Given data:
——

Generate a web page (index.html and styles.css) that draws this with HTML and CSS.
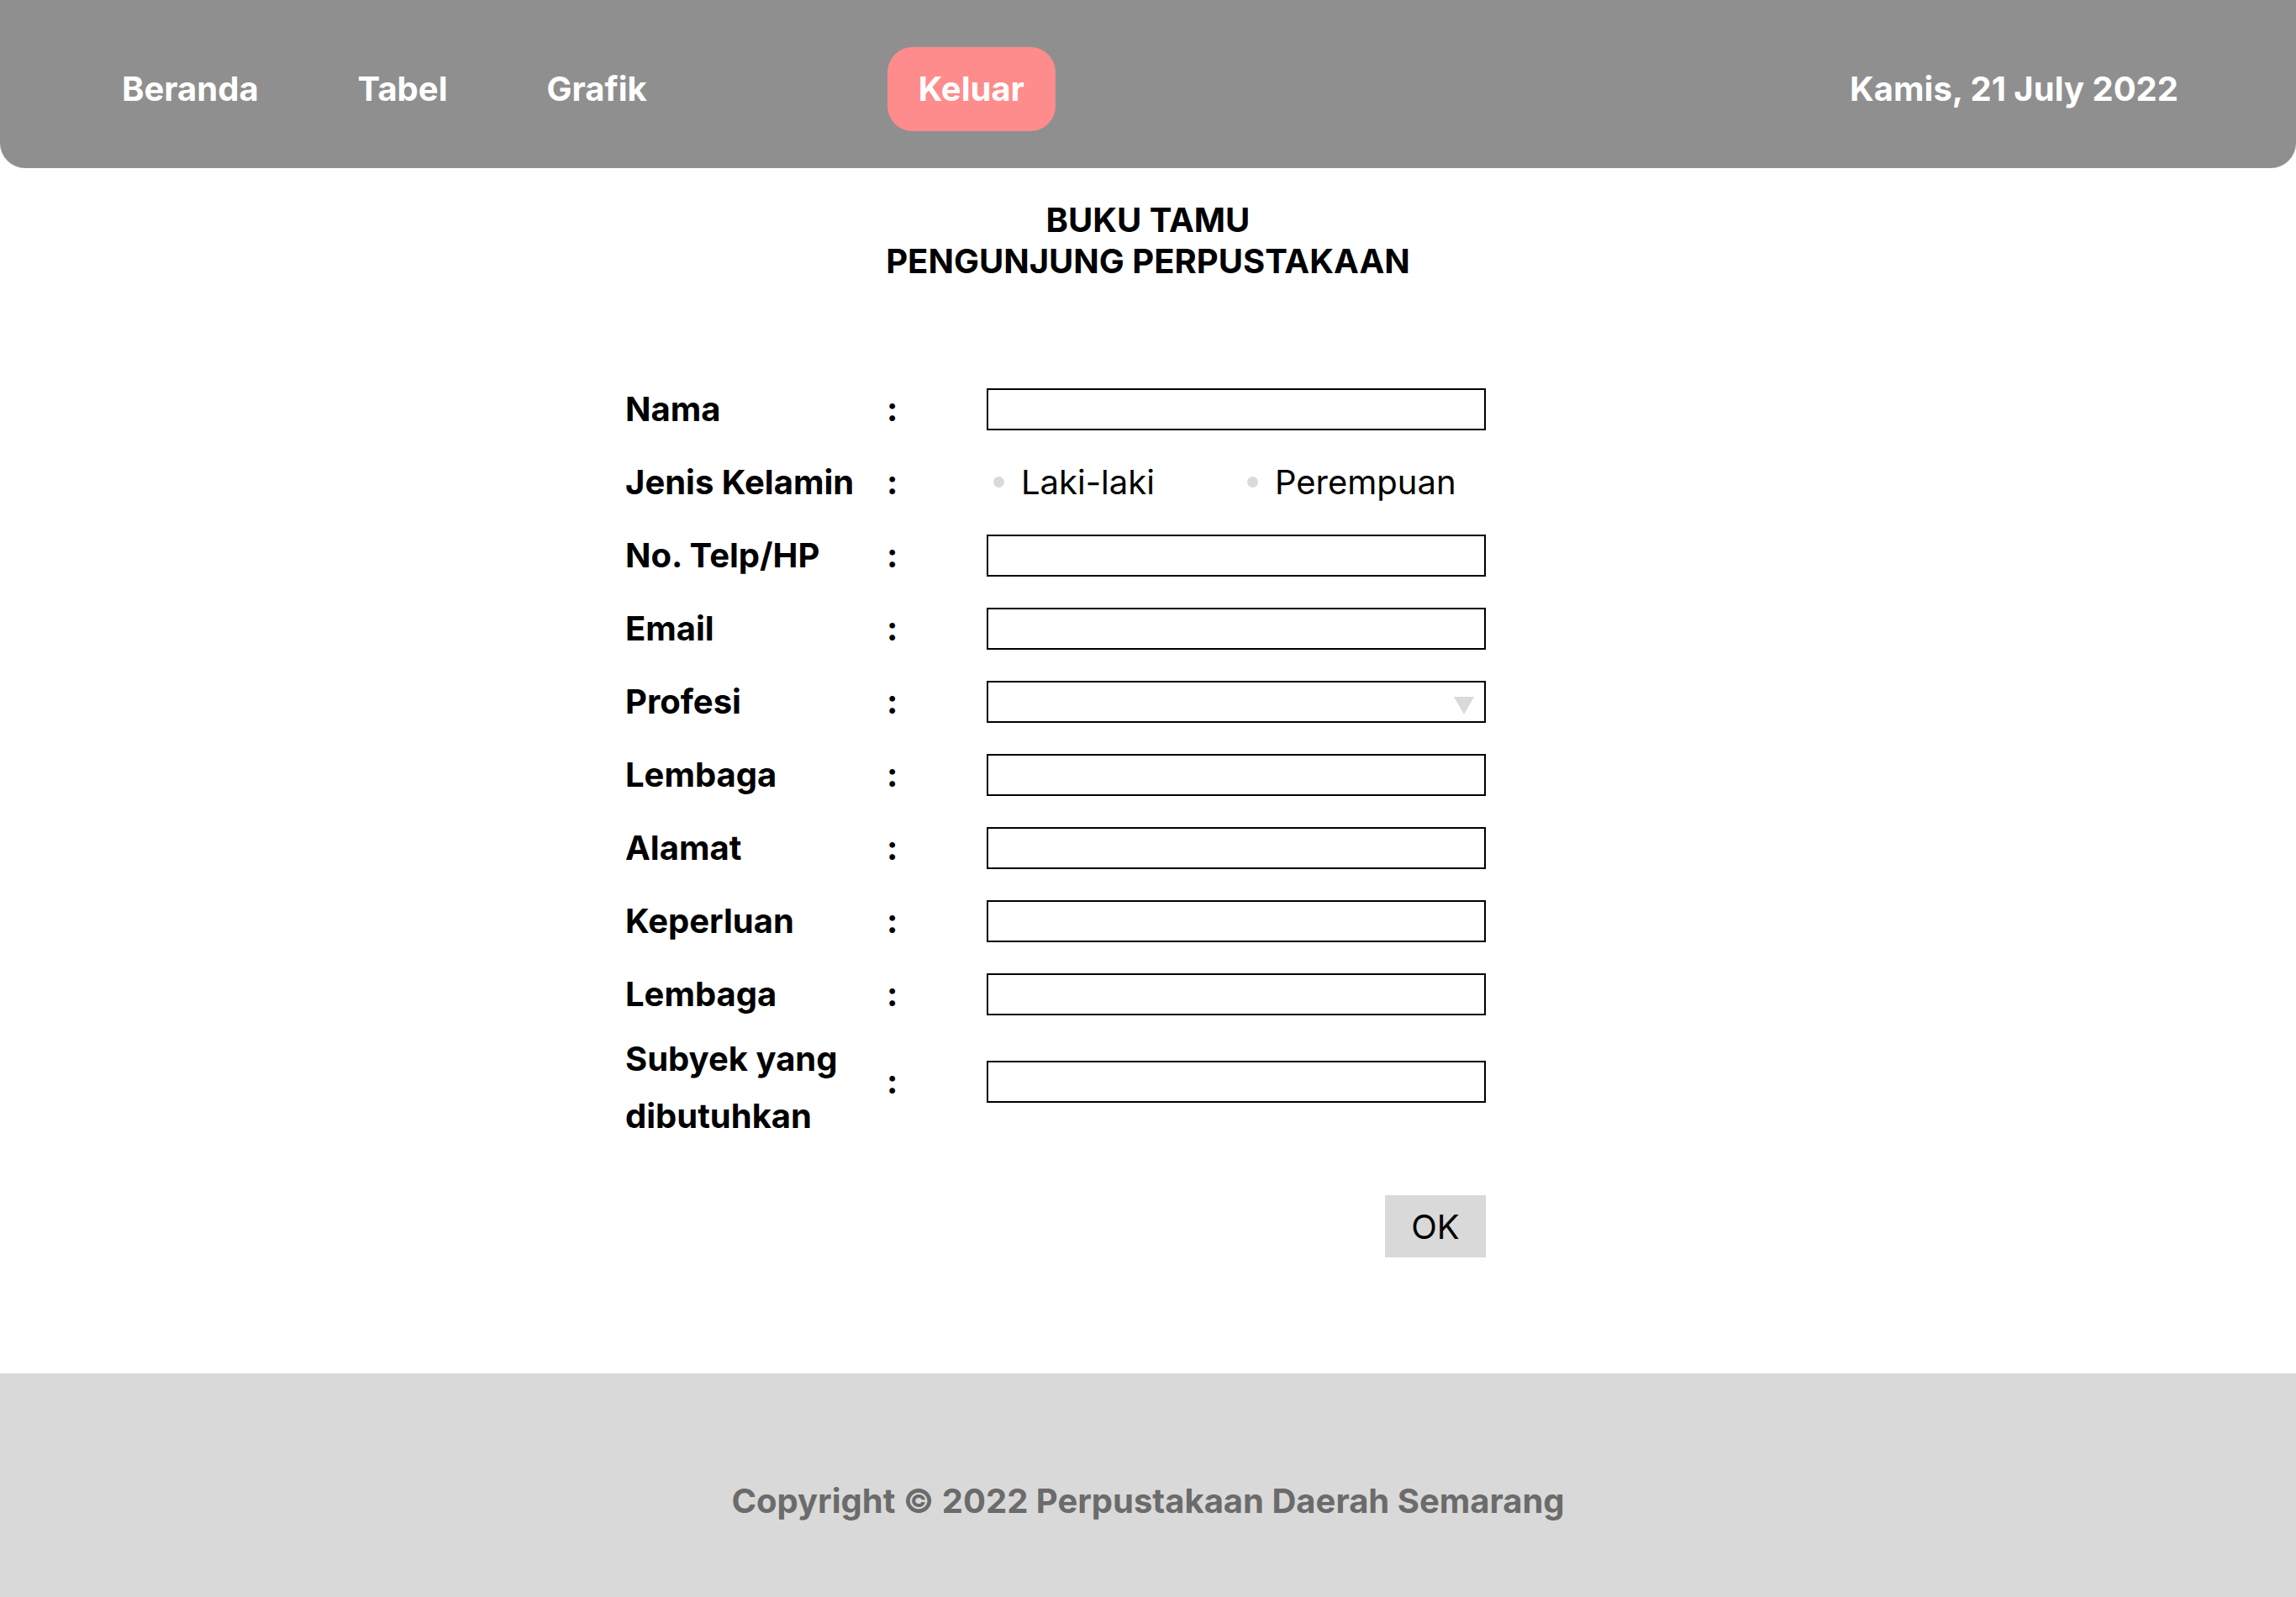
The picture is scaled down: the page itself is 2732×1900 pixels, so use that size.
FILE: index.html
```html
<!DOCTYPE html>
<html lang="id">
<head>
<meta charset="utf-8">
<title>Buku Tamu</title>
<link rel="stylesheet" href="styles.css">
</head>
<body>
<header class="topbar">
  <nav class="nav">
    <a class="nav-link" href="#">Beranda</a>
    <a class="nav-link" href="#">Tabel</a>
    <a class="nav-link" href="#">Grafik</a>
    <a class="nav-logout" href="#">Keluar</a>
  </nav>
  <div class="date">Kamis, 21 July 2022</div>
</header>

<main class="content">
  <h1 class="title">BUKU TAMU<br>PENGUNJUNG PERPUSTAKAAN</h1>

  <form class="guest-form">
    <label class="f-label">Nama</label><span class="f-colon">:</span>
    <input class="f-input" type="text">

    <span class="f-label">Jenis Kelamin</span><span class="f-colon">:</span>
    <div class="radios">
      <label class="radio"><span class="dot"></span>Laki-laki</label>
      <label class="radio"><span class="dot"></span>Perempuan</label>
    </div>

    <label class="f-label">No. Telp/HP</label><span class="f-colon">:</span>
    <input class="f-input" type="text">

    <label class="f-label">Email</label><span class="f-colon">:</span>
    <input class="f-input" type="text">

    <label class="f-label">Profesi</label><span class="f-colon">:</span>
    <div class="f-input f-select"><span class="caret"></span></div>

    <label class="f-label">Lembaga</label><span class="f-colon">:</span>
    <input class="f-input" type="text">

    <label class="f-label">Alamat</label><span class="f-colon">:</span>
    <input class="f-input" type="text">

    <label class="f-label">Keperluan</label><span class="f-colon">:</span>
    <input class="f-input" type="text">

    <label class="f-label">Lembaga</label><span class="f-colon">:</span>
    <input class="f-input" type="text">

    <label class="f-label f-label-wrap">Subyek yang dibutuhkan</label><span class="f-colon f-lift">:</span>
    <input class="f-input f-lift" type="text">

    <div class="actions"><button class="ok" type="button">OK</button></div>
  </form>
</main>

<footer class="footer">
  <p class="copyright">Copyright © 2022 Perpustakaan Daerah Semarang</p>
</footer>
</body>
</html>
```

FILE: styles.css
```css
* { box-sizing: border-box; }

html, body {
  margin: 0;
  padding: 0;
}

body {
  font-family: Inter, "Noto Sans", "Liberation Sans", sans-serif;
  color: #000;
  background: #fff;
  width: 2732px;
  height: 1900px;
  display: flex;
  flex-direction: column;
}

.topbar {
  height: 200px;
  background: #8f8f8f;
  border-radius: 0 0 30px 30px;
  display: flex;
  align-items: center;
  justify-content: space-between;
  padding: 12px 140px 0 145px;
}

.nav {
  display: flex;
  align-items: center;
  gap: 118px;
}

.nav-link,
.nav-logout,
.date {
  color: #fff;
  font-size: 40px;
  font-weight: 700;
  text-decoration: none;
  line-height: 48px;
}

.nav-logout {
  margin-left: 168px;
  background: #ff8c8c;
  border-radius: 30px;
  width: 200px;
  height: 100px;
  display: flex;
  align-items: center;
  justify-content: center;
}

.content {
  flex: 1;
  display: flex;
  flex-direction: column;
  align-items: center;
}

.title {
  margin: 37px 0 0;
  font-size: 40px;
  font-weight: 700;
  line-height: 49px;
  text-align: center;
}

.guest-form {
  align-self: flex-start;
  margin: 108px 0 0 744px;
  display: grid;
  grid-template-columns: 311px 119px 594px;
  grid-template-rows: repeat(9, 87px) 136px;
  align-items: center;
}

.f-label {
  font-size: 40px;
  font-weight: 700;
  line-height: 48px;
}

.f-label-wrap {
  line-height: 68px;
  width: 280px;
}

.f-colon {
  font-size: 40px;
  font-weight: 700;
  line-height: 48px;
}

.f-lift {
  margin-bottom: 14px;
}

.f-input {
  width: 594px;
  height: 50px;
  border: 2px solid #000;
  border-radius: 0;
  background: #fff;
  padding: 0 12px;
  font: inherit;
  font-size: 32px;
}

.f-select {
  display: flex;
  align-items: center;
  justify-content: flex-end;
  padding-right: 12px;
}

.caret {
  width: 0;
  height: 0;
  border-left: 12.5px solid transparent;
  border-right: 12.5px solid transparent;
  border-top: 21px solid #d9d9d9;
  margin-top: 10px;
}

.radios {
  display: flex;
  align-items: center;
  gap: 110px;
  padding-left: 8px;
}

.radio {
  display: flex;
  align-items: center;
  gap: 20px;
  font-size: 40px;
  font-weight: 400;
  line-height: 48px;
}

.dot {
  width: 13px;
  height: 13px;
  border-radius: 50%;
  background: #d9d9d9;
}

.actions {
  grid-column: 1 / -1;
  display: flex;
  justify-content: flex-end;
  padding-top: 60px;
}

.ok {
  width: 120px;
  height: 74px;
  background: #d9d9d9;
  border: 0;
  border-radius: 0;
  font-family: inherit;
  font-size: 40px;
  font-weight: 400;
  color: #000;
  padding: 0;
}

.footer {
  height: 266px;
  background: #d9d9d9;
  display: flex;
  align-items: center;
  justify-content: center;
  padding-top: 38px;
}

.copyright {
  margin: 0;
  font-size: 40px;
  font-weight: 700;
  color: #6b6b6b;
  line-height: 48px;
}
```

——

Given exercise:
Reproduce all of the data exactly, omitting each picture it holds.

Task response:
Generate a web page (index.html and styles.css) that draws this with HTML and CSS.
The picture is scaled down: the page itself is 2732×1900 pixels, so use that size.
FILE: index.html
```html
<!DOCTYPE html>
<html lang="id">
<head>
<meta charset="utf-8">
<title>Buku Tamu</title>
<link rel="stylesheet" href="styles.css">
</head>
<body>
<header class="topbar">
  <nav class="nav">
    <a class="nav-link" href="#">Beranda</a>
    <a class="nav-link" href="#">Tabel</a>
    <a class="nav-link" href="#">Grafik</a>
    <a class="nav-logout" href="#">Keluar</a>
  </nav>
  <div class="date">Kamis, 21 July 2022</div>
</header>

<main class="content">
  <h1 class="title">BUKU TAMU<br>PENGUNJUNG PERPUSTAKAAN</h1>

  <form class="guest-form">
    <label class="f-label">Nama</label><span class="f-colon">:</span>
    <input class="f-input" type="text">

    <span class="f-label">Jenis Kelamin</span><span class="f-colon">:</span>
    <div class="radios">
      <label class="radio"><span class="dot"></span>Laki-laki</label>
      <label class="radio"><span class="dot"></span>Perempuan</label>
    </div>

    <label class="f-label">No. Telp/HP</label><span class="f-colon">:</span>
    <input class="f-input" type="text">

    <label class="f-label">Email</label><span class="f-colon">:</span>
    <input class="f-input" type="text">

    <label class="f-label">Profesi</label><span class="f-colon">:</span>
    <div class="f-input f-select"><span class="caret"></span></div>

    <label class="f-label">Lembaga</label><span class="f-colon">:</span>
    <input class="f-input" type="text">

    <label class="f-label">Alamat</label><span class="f-colon">:</span>
    <input class="f-input" type="text">

    <label class="f-label">Keperluan</label><span class="f-colon">:</span>
    <input class="f-input" type="text">

    <label class="f-label">Lembaga</label><span class="f-colon">:</span>
    <input class="f-input" type="text">

    <label class="f-label f-label-wrap">Subyek yang dibutuhkan</label><span class="f-colon f-lift">:</span>
    <input class="f-input f-lift" type="text">

    <div class="actions"><button class="ok" type="button">OK</button></div>
  </form>
</main>

<footer class="footer">
  <p class="copyright">Copyright © 2022 Perpustakaan Daerah Semarang</p>
</footer>
</body>
</html>
```

FILE: styles.css
```css
* { box-sizing: border-box; }

html, body {
  margin: 0;
  padding: 0;
}

body {
  font-family: Inter, "Noto Sans", "Liberation Sans", sans-serif;
  color: #000;
  background: #fff;
  width: 2732px;
  height: 1900px;
  display: flex;
  flex-direction: column;
}

.topbar {
  height: 200px;
  background: #8f8f8f;
  border-radius: 0 0 30px 30px;
  display: flex;
  align-items: center;
  justify-content: space-between;
  padding: 12px 140px 0 145px;
}

.nav {
  display: flex;
  align-items: center;
  gap: 118px;
}

.nav-link,
.nav-logout,
.date {
  color: #fff;
  font-size: 40px;
  font-weight: 700;
  text-decoration: none;
  line-height: 48px;
}

.nav-logout {
  margin-left: 168px;
  background: #ff8c8c;
  border-radius: 30px;
  width: 200px;
  height: 100px;
  display: flex;
  align-items: center;
  justify-content: center;
}

.content {
  flex: 1;
  display: flex;
  flex-direction: column;
  align-items: center;
}

.title {
  margin: 37px 0 0;
  font-size: 40px;
  font-weight: 700;
  line-height: 49px;
  text-align: center;
}

.guest-form {
  align-self: flex-start;
  margin: 108px 0 0 744px;
  display: grid;
  grid-template-columns: 311px 119px 594px;
  grid-template-rows: repeat(9, 87px) 136px;
  align-items: center;
}

.f-label {
  font-size: 40px;
  font-weight: 700;
  line-height: 48px;
}

.f-label-wrap {
  line-height: 68px;
  width: 280px;
}

.f-colon {
  font-size: 40px;
  font-weight: 700;
  line-height: 48px;
}

.f-lift {
  margin-bottom: 14px;
}

.f-input {
  width: 594px;
  height: 50px;
  border: 2px solid #000;
  border-radius: 0;
  background: #fff;
  padding: 0 12px;
  font: inherit;
  font-size: 32px;
}

.f-select {
  display: flex;
  align-items: center;
  justify-content: flex-end;
  padding-right: 12px;
}

.caret {
  width: 0;
  height: 0;
  border-left: 12.5px solid transparent;
  border-right: 12.5px solid transparent;
  border-top: 21px solid #d9d9d9;
  margin-top: 10px;
}

.radios {
  display: flex;
  align-items: center;
  gap: 110px;
  padding-left: 8px;
}

.radio {
  display: flex;
  align-items: center;
  gap: 20px;
  font-size: 40px;
  font-weight: 400;
  line-height: 48px;
}

.dot {
  width: 13px;
  height: 13px;
  border-radius: 50%;
  background: #d9d9d9;
}

.actions {
  grid-column: 1 / -1;
  display: flex;
  justify-content: flex-end;
  padding-top: 60px;
}

.ok {
  width: 120px;
  height: 74px;
  background: #d9d9d9;
  border: 0;
  border-radius: 0;
  font-family: inherit;
  font-size: 40px;
  font-weight: 400;
  color: #000;
  padding: 0;
}

.footer {
  height: 266px;
  background: #d9d9d9;
  display: flex;
  align-items: center;
  justify-content: center;
  padding-top: 38px;
}

.copyright {
  margin: 0;
  font-size: 40px;
  font-weight: 700;
  color: #6b6b6b;
  line-height: 48px;
}
```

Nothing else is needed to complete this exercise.